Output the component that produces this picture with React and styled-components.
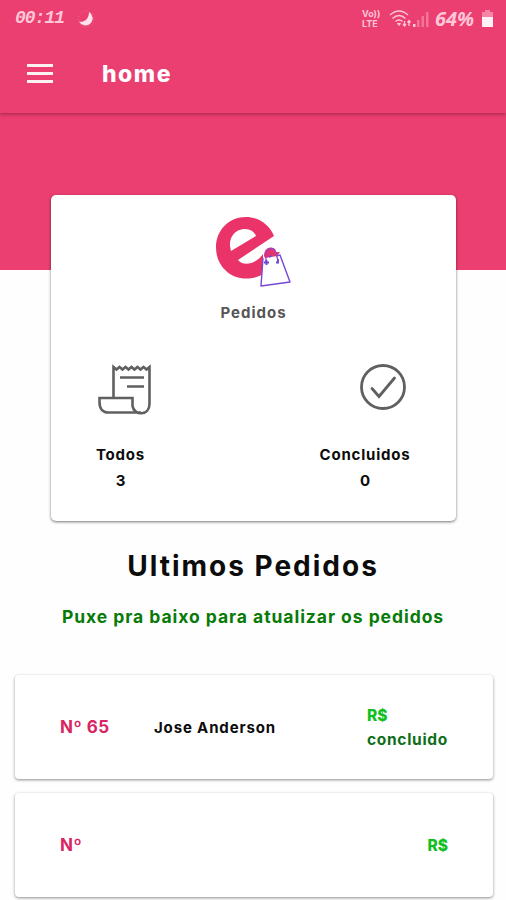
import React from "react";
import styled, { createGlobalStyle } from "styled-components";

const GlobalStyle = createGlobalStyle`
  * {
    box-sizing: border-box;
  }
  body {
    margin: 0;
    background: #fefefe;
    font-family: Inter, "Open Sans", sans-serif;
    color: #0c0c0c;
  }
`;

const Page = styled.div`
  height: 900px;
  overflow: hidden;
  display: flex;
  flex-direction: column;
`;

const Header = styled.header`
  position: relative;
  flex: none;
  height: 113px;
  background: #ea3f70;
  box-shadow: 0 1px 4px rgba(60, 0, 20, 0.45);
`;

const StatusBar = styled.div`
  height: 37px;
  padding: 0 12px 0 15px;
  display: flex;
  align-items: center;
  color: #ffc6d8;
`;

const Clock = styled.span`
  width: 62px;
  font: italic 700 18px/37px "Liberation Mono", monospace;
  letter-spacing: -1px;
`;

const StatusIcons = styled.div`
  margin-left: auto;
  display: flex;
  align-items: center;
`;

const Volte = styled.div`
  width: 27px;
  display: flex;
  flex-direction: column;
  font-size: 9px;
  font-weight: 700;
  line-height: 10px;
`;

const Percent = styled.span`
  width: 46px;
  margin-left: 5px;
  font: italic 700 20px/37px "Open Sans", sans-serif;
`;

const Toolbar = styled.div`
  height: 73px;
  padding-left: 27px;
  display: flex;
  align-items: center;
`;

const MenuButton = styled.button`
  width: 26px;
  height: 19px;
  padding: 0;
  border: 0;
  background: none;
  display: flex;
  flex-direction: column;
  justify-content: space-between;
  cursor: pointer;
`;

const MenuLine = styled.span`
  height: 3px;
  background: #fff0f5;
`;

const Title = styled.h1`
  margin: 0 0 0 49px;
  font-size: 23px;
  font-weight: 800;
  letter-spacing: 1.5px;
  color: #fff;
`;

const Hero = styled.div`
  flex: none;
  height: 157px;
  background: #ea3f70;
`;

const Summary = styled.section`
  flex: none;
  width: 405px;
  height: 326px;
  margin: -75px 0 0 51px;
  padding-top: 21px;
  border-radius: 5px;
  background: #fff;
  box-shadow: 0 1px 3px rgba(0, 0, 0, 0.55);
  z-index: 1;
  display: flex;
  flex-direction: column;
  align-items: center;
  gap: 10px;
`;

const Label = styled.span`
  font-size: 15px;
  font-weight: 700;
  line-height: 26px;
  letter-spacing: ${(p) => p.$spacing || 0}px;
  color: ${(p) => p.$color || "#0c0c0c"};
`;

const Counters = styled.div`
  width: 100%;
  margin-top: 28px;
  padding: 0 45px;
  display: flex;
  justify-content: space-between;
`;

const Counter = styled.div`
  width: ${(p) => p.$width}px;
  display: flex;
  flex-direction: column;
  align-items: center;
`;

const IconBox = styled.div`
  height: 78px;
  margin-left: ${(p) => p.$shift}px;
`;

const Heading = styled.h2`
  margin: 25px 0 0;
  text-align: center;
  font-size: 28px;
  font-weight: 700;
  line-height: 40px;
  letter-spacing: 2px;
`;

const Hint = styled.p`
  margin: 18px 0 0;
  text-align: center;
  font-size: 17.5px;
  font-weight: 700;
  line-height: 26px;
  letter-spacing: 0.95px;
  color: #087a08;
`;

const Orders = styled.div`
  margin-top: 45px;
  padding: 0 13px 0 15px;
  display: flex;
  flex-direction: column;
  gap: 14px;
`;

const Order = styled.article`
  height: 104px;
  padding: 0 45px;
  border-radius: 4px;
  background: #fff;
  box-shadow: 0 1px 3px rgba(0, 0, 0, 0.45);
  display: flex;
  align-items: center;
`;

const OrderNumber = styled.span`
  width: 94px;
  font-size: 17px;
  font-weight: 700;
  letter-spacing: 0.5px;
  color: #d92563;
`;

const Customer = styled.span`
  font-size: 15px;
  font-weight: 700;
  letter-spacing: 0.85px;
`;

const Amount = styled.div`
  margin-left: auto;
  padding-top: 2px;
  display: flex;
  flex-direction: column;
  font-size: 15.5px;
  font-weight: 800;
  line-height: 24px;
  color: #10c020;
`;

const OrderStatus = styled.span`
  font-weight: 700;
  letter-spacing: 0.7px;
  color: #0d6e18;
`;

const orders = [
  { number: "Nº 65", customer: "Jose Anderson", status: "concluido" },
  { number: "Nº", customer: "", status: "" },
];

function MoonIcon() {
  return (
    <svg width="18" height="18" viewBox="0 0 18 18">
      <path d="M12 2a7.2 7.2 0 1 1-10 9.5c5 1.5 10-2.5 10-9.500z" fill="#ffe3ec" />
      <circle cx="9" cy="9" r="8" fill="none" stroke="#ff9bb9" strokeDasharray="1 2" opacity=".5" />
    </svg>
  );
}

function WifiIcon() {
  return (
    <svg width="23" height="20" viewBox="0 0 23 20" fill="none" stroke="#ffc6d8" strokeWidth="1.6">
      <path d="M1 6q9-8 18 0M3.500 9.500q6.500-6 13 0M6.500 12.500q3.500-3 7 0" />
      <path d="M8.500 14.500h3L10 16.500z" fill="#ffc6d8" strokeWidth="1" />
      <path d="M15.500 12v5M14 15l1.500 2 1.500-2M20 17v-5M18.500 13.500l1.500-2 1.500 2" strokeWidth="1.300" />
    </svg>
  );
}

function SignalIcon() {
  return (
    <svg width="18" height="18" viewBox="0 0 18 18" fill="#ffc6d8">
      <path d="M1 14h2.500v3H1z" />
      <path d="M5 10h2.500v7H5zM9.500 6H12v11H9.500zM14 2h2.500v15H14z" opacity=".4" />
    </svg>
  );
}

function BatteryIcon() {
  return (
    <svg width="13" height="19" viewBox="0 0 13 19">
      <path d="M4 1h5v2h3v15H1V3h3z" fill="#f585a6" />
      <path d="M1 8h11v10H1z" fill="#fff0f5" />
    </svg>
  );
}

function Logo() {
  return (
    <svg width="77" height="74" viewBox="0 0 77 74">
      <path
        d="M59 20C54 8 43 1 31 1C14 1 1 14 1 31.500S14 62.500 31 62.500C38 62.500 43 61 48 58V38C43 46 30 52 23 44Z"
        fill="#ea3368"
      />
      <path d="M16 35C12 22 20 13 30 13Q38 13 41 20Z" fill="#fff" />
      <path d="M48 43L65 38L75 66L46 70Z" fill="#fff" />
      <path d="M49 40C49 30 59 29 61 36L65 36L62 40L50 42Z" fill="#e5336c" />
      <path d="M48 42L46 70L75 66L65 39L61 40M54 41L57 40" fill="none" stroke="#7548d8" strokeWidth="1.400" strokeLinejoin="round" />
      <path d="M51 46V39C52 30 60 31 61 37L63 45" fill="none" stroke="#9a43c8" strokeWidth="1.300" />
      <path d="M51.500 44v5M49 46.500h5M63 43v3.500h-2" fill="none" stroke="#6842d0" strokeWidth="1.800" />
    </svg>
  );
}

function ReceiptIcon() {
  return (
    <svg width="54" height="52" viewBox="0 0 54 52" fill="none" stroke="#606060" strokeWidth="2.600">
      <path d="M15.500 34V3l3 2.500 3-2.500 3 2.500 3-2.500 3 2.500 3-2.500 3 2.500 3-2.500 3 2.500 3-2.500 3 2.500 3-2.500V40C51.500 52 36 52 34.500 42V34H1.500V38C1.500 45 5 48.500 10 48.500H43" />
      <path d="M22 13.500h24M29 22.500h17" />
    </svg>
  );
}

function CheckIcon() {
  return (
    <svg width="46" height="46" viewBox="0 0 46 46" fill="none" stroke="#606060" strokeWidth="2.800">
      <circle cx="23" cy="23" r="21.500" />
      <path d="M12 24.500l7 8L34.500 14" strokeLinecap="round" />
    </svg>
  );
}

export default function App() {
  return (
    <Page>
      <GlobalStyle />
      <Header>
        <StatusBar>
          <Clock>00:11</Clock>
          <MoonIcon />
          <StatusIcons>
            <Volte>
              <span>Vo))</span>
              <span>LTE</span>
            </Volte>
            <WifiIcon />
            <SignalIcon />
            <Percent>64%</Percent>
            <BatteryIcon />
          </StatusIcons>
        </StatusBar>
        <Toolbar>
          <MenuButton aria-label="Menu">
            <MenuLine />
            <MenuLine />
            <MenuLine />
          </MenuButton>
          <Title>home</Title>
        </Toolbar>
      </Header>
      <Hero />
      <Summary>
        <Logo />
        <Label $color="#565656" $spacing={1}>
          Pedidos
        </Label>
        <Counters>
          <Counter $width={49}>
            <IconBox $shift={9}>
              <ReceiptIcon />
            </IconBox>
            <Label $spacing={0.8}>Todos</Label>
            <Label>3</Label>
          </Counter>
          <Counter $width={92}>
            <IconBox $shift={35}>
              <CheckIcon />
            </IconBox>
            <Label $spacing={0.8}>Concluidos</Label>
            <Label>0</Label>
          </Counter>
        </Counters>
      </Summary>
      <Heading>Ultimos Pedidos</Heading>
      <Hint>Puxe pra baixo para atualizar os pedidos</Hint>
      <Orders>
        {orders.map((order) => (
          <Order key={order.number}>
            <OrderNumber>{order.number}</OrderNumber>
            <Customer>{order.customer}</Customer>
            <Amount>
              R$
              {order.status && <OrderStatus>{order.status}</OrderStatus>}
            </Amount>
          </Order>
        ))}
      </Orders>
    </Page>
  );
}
□ □ □ □ □
Every line in the data above that contains "React" needs to be copied.

*Result of this exercise:*
Output the component that produces this picture with React and styled-components.
import React from "react";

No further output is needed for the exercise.